- **Written exercise**: Please say how many lines of the listing hold "React", with no other words in the answer.

- **Recorded data**:
--- Begin ---

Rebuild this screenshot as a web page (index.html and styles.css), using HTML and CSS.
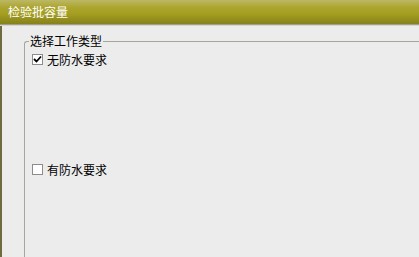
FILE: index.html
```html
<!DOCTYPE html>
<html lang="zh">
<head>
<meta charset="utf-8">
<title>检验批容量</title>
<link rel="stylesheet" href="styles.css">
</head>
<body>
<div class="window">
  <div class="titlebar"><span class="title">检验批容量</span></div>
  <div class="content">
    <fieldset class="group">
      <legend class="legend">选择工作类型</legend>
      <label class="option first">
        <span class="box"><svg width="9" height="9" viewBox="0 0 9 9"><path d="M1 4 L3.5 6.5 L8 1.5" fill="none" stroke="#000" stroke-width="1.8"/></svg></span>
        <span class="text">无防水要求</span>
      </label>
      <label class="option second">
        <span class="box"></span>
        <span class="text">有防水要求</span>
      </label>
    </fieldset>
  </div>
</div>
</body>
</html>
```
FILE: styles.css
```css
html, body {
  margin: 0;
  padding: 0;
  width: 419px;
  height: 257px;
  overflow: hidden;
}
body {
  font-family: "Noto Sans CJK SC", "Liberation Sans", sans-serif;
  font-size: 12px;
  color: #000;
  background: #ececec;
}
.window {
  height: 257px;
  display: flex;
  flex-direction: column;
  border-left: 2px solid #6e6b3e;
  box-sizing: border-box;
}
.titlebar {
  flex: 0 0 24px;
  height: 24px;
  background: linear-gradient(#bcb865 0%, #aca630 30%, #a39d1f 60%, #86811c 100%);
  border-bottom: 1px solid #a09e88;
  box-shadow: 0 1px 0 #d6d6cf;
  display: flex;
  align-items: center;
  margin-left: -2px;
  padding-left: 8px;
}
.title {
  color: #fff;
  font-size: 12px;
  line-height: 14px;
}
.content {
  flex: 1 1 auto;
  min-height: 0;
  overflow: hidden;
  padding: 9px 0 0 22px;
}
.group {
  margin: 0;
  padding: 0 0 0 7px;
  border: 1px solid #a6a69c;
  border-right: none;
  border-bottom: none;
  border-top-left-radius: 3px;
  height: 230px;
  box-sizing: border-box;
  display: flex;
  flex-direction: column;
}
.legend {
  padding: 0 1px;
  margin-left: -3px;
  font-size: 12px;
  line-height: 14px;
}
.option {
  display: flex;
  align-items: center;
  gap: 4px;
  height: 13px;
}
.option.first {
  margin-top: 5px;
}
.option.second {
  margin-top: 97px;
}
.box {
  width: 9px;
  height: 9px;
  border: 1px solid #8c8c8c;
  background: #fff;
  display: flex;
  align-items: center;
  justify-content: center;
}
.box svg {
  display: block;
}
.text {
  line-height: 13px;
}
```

--- End ---
--- Begin ---

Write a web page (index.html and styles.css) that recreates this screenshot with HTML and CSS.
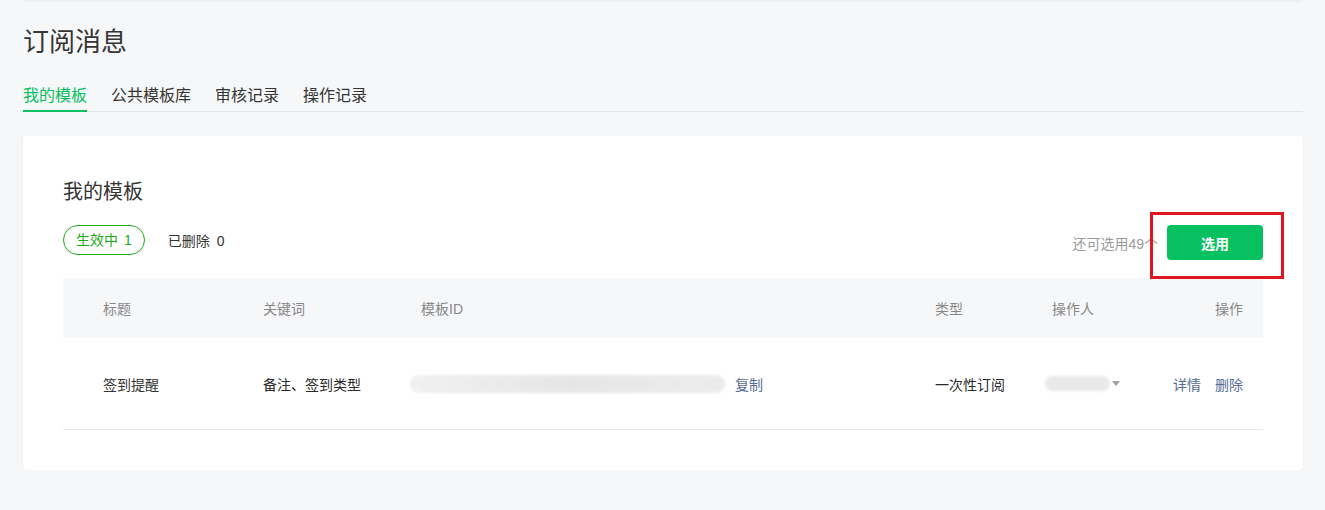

--- End ---
--- Begin ---

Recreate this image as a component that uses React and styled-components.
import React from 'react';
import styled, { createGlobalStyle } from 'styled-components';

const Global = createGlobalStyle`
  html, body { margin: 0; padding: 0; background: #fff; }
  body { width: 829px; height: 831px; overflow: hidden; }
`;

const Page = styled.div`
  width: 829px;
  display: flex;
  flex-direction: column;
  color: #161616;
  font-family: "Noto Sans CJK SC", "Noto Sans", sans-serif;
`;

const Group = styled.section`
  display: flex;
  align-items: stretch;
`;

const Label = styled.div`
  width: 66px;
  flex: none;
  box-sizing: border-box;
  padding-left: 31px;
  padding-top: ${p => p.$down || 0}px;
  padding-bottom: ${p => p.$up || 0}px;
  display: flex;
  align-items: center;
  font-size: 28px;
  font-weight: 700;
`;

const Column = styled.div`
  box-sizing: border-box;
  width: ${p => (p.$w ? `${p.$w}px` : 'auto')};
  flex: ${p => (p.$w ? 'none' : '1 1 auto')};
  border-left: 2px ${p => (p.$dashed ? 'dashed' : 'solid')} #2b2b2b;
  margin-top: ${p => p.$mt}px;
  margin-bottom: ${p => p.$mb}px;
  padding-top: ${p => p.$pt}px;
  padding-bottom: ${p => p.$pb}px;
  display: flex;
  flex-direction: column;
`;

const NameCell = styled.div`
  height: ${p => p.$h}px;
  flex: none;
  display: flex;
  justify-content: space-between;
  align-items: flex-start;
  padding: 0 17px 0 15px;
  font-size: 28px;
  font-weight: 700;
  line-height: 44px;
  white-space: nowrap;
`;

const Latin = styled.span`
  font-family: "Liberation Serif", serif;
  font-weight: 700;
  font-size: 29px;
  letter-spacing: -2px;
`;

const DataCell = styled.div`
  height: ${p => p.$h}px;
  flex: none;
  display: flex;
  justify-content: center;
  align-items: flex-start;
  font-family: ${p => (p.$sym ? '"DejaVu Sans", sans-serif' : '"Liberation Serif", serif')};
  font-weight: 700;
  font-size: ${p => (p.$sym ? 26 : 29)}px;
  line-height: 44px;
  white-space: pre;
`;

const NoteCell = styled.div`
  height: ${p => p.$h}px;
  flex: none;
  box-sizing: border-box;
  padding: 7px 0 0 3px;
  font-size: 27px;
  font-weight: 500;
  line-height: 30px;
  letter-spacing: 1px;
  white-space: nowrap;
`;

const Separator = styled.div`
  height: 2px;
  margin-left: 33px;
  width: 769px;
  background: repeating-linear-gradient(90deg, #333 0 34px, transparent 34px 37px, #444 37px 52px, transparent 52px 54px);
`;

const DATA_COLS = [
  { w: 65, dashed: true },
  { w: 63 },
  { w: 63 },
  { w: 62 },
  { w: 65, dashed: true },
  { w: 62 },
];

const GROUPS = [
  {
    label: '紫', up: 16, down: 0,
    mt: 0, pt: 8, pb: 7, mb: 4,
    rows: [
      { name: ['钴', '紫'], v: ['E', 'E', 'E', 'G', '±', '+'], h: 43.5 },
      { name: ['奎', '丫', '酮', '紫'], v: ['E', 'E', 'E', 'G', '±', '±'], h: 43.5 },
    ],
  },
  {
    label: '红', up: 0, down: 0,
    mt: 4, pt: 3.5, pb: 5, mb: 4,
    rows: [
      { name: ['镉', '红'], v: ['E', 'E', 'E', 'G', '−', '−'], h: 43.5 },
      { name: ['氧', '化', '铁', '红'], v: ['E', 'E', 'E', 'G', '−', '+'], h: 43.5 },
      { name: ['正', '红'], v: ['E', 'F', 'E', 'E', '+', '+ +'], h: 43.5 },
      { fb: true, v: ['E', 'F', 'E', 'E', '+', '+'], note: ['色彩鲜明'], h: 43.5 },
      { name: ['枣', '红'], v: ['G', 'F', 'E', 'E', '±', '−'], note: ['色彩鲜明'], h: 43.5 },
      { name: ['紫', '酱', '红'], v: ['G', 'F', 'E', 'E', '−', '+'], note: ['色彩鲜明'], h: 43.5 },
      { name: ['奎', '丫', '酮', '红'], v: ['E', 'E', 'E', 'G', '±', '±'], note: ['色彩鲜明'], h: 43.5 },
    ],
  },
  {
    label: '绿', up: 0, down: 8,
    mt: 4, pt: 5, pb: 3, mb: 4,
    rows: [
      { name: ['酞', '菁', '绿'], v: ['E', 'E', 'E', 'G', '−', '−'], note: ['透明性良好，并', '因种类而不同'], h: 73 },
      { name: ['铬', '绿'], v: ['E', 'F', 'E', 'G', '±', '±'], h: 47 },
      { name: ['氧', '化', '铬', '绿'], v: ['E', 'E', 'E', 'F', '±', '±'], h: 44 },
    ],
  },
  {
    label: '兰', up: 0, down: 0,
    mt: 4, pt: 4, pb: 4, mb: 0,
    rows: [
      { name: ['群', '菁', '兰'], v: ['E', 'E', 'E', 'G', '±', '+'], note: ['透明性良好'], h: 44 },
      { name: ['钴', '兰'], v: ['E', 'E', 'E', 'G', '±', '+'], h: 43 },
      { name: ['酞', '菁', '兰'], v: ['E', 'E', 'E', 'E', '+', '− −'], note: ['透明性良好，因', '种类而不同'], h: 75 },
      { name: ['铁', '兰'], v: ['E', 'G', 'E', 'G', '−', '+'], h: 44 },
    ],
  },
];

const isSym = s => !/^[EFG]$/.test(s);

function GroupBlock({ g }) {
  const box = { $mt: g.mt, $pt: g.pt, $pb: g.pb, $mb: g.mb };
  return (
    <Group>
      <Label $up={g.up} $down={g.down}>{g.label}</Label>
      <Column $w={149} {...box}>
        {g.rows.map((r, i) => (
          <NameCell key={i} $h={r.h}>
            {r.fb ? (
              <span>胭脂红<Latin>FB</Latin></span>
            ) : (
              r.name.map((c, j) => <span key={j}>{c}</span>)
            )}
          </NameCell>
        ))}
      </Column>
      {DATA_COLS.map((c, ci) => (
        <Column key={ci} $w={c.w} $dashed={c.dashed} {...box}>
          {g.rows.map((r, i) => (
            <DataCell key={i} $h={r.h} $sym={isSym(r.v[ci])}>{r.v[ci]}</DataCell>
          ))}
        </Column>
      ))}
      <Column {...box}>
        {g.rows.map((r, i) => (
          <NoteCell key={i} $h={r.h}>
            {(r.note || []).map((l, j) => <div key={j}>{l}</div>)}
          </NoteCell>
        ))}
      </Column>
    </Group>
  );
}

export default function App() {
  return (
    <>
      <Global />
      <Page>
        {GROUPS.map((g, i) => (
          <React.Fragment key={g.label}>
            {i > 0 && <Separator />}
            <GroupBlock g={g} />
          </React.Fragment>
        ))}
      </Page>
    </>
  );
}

--- End ---

- **Task answer**: 4